When we got home from my father-in-law's house yesterday afternoon I looked out our living room window and I was suddenly in awe of how green everything is.
Winter is long and cold up here in Canada. Every year when it's unbearably gray and yucky I forget how lush things get in the springtime. Spring seemed to surprise me this year. Perhaps it was because I was in the depths of the feel-me-sorries, perhaps because it went from being comfortably cool to being HOT today, I'm not quite sure. But I do have to say that looking at our sod taking root and being so beautiful (it's like having a lush carpet outside, our grass has NEVER looked this good, God bless whoever invented sod) and seeing my plants grow is making me happy.
I was never really interested in gardening. One of my friends landscaped our postage stamp sized backyard for a wedding present and it wasn't until last year that I actually started enjoying working in the dirt.
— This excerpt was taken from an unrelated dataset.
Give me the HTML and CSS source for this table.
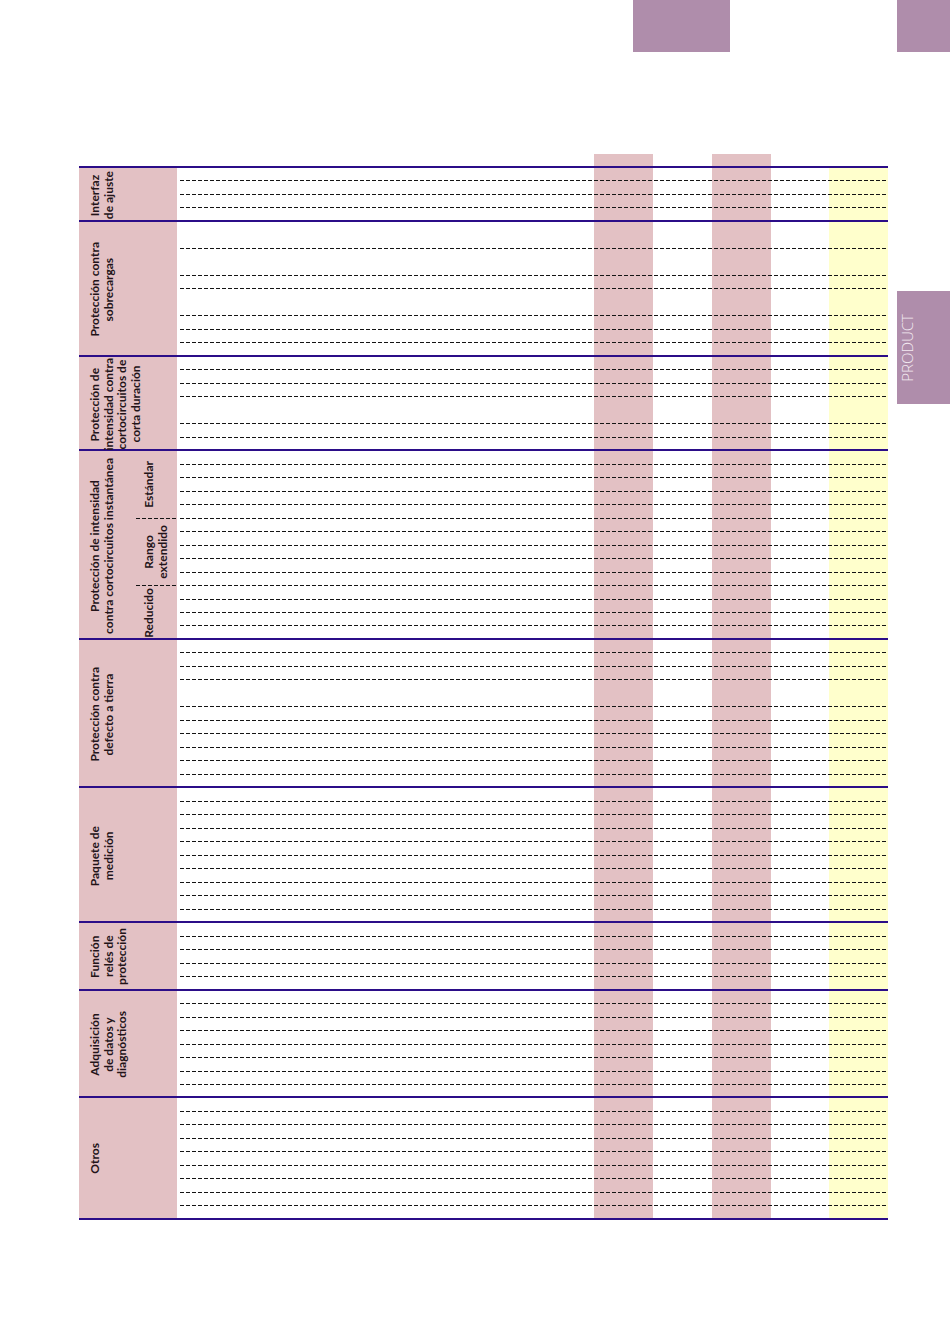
FILE: index.html
```html
<!DOCTYPE html>
<html lang="es">
<head>
<meta charset="utf-8">
<title>Tabla de funciones</title>
<link rel="stylesheet" href="styles.css">
</head>
<body>
<div class="page">
  <div class="main">
    <div class="tabbar"><div class="tab-a"></div></div>
    <div class="colhead"></div>
    <div class="table">
      <section class="sec">
        <div class="hd"><div class="lbl">Interfaz<br>de ajuste</div></div>
        <div class="rows">
          <div class="r"></div><div class="r"></div><div class="r"></div><div class="r"></div>
        </div>
      </section>
      <section class="sec">
        <div class="hd"><div class="lbl">Protección contra<br>sobrecargas</div></div>
        <div class="rows">
          <div class="r x2"></div><div class="r x2"></div><div class="r"></div><div class="r x2"></div><div class="r"></div><div class="r"></div><div class="r"></div>
        </div>
      </section>
      <section class="sec">
        <div class="hd"><div class="lbl">Protección de<br>intensidad contra<br>cortocircuitos de<br>corta duración</div></div>
        <div class="rows">
          <div class="r"></div><div class="r"></div><div class="r"></div><div class="r x2"></div><div class="r"></div><div class="r"></div>
        </div>
      </section>
      <section class="sec">
        <div class="hd split">
          <div class="lbl">Protección de intensidad<br>contra cortocircuitos instantánea</div>
          <div class="subs">
            <div class="sub x5"><div class="lbl sm">Estándar</div></div>
            <div class="sub x5"><div class="lbl sm">Rango<br>extendido</div></div>
            <div class="sub x4"><div class="lbl sm">Reducido</div></div>
          </div>
        </div>
        <div class="rows">
          <div class="r"></div><div class="r"></div><div class="r"></div><div class="r"></div><div class="r"></div>
          <div class="r"></div><div class="r"></div><div class="r"></div><div class="r"></div><div class="r"></div>
          <div class="r"></div><div class="r"></div><div class="r"></div><div class="r"></div>
        </div>
      </section>
      <section class="sec">
        <div class="hd"><div class="lbl">Protección contra<br>defecto a tierra</div></div>
        <div class="rows">
          <div class="r"></div><div class="r"></div><div class="r"></div><div class="r x2"></div><div class="r"></div>
          <div class="r"></div><div class="r"></div><div class="r"></div><div class="r"></div><div class="r"></div>
        </div>
      </section>
      <section class="sec">
        <div class="hd"><div class="lbl">Paquete de<br>medición</div></div>
        <div class="rows">
          <div class="r"></div><div class="r"></div><div class="r"></div><div class="r"></div><div class="r"></div>
          <div class="r"></div><div class="r"></div><div class="r"></div><div class="r"></div><div class="r"></div>
        </div>
      </section>
      <section class="sec">
        <div class="hd"><div class="lbl">Función<br>relés de<br>protección</div></div>
        <div class="rows">
          <div class="r"></div><div class="r"></div><div class="r"></div><div class="r"></div><div class="r"></div>
        </div>
      </section>
      <section class="sec">
        <div class="hd"><div class="lbl">Adquisición<br>de datos y<br>diagnósticos</div></div>
        <div class="rows">
          <div class="r"></div><div class="r"></div><div class="r"></div><div class="r"></div>
          <div class="r"></div><div class="r"></div><div class="r"></div><div class="r"></div>
        </div>
      </section>
      <section class="sec">
        <div class="hd"><div class="lbl">Otros</div></div>
        <div class="rows">
          <div class="r"></div><div class="r"></div><div class="r"></div><div class="r"></div><div class="r"></div>
          <div class="r"></div><div class="r"></div><div class="r"></div><div class="r"></div>
        </div>
      </section>
    </div>
  </div>
  <div class="side">
    <div class="tab-b"></div>
    <div class="tab-p"><span class="tab-text">PRODUCT</span></div>
  </div>
</div>
</body>
</html>
```
FILE: styles.css
```css
:root {
  --s: 13.49px;
  --ink: #2b0d88;
  --pink: #e3c1c4;
  --yel: #ffffcc;
  --pur: #af8dab;
  --dash: repeating-linear-gradient(to right, #141414 0 4px, transparent 4px 6px);
}

html, body {
  margin: 0;
  background: #ffffff;
}

body {
  font-family: Lato, "Open Sans", sans-serif;
  color: #231419;
}

.page {
  display: flex;
  align-items: flex-start;
}

.main {
  margin-left: 79px;
  width: 809px;
}

.tabbar {
  height: 52px;
  display: flex;
}

.tab-a {
  margin-left: 554px;
  width: 97px;
  background: var(--pur);
}

.colhead {
  margin-top: 102px;
  height: 12px;
  background: linear-gradient(to right,
    transparent 0 515px,
    var(--pink) 515px 574px,
    transparent 574px 633px,
    var(--pink) 633px 692px,
    transparent 692px);
}

.table {
  display: flex;
  flex-direction: column;
  background: linear-gradient(to right,
    transparent 0 515px,
    var(--pink) 515px 574px,
    transparent 574px 633px,
    var(--pink) 633px 692px,
    transparent 692px 750px,
    var(--yel) 750px 809px);
}

.sec {
  display: flex;
  border-top: 2px solid var(--ink);
}

.sec + .sec {
  margin-top: -2px;
}

.sec:last-child {
  border-bottom: 2px solid var(--ink);
}

.sec:last-child .r:last-child {
  height: calc(var(--s) - 2px);
}

.hd {
  width: 98px;
  flex: none;
  background: var(--pink);
  display: flex;
  align-items: center;
}

.lbl {
  writing-mode: vertical-rl;
  transform: rotate(180deg);
  text-align: center;
  white-space: nowrap;
  margin-left: 9px;
  font-size: 12px;
  line-height: 13.5px;
  font-weight: 700;
}

.hd.split {
  align-items: stretch;
}

.hd.split > .lbl {
  align-self: center;
}

.subs {
  margin-left: auto;
  width: 41px;
  display: flex;
  flex-direction: column;
}

.sub {
  display: flex;
  align-items: center;
}

.sub .lbl {
  margin-left: 6px;
}

.sub:not(:last-child) {
  background: var(--dash) left bottom / 100% 1px no-repeat;
}

.x4 { height: calc(var(--s) * 4); }
.x5 { height: calc(var(--s) * 5); }

.rows {
  flex: 1;
  display: flex;
  flex-direction: column;
}

.r {
  height: var(--s);
}

.r.x2 {
  height: calc(var(--s) * 2);
}

.r:not(:last-child) {
  background: var(--dash) left 3px bottom / calc(100% - 3px) 1px no-repeat;
}

.side {
  margin-left: 9px;
  width: 53px;
}

.tab-b {
  height: 52px;
  background: var(--pur);
}

.tab-p {
  margin-top: 239px;
  height: 113px;
  background: var(--pur);
  display: flex;
  align-items: center;
}

.tab-text {
  writing-mode: vertical-rl;
  transform: rotate(180deg);
  margin-left: 3px;
  font-family: "Open Sans", Lato, sans-serif;
  font-weight: 300;
  font-size: 15px;
  line-height: 15px;
  color: #f3eaf1;
}
```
Growing my own lettuce (this year I have five different varieties!) and herbs definitely has a pay off. There's nothing like making homemade pesto!
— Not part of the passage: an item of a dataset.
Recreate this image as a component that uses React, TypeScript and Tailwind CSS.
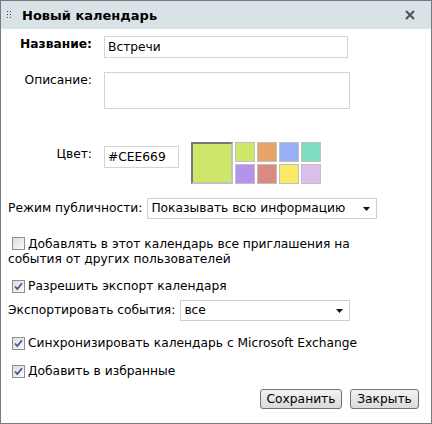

I'm lucky that things are starting to sprout as I'm starting to feel better. I guess my revelation and surrendering my fertility over to the Lord coincided with the perfect time.
I know that I will go through a low point again. It's inevitable in a struggle, there are peaks and valleys. I'm so lucky that I have such a wonderful support group here to lift me up when I need it. Thank you all for your prayers.
I really hope that this is a turning point for me, or at least a step in an upward direction.